Wednesday, 28 November 2018

The Night Shift

Mukono Church of Uganda Hospital main entrance in Mukono town.
Imagine this:
It's 6:00pm on a Friday night. The sun is setting behind Mukono hill, and campus is quieting down for the weekend. Homestay students are headed for the gates of UCU, home to their families for the weekend, and on-campus students are headed down to the dining hall for dinner. But you're a Global Health student and you're about to embark on a 12-hour hospital night shift. You have the name of the nurse midwife and the doctor on call, and so you pull on your USP Global Health student scrubs, grab a cup of coffee--and head into town with a friend for your first night shift at the Church of Uganda Mukono Hospital.

As part of the Global Health Emphasis, all students do a 150-hour internship at a local healthcare organization in Uganda. USP partners with a diverse array of organizations offering internships in a variety of areas and specialties like nutrition, maternal health, physical therapy and geriatric care. The Mukono Church of Uganda Hospital, located in close proximity to Uganda Christian University, has a long-standing relationship with USP and is a significant part of the Global Health Emphasis. It is the internship site for several GHE students in any given semester, students taking Microbiology do their lab at the hospital, and others take the unique opportunity to shadow doctors, nurses, and other hospital staff from 7:00pm— 7:00am: The Night Shift. Over the twelve-hour shift, students experience what it's like to work at a hospital overnight and the diversity of cases that keep a hospital busy around the clock.

It's 2:00am. Since you arrived at the hospital, you've been in the operating theatre during an emergency C-section, a nurse has explained her perspective on the cultural and socioeconomic complexities of maternal health in Uganda, and you've taken tea with the surgeon on call. You're about to take a brief nap on a hospital cot when a patient comes in to the emergency department with a broken leg from a motorcycle accident. Adrenaline infuses your body with life again as you help the hospital team to care for this emergency. At the end of the night, you collapse in the back of the USP van as it travels back up the hill to UCU, exhausted but with a deeper understanding of and appreciation for the work of nurses and doctors throughout the long night hours. 

Spending a night at the hospital is an unique opportunity in many ways.

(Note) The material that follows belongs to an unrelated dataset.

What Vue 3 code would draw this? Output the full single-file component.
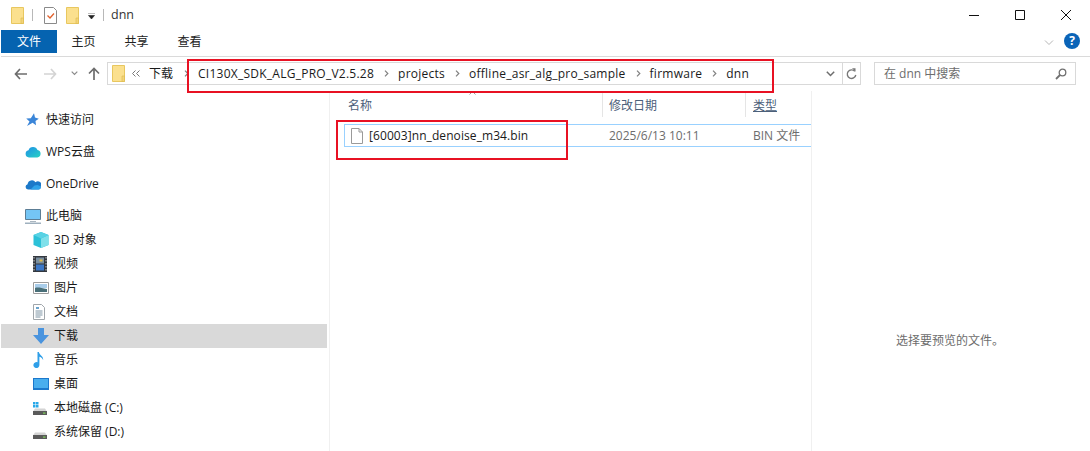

When it's busy, you are able to observe procedures you may not be able to during the day. When it's slow--and it often is--you have the opportunity to spend real time with Ugandan healthcare professionals, learning through conversation and quality time in the wee hours of the night. The night shift at Mukono Hospital is above all a time to practice presence, being with patients who are in pain, being with health care professionals as they care for the patients, and being open to whatever happens--or doesn't happen--during a normal 12-hour day shift at the hospital.

Whether learning about maternal health on a night shift or sitting under a Mango tree learning about clean water, the Global Health Emphasis brings together observation, experience, and academic coursework with the goal of transformational learning.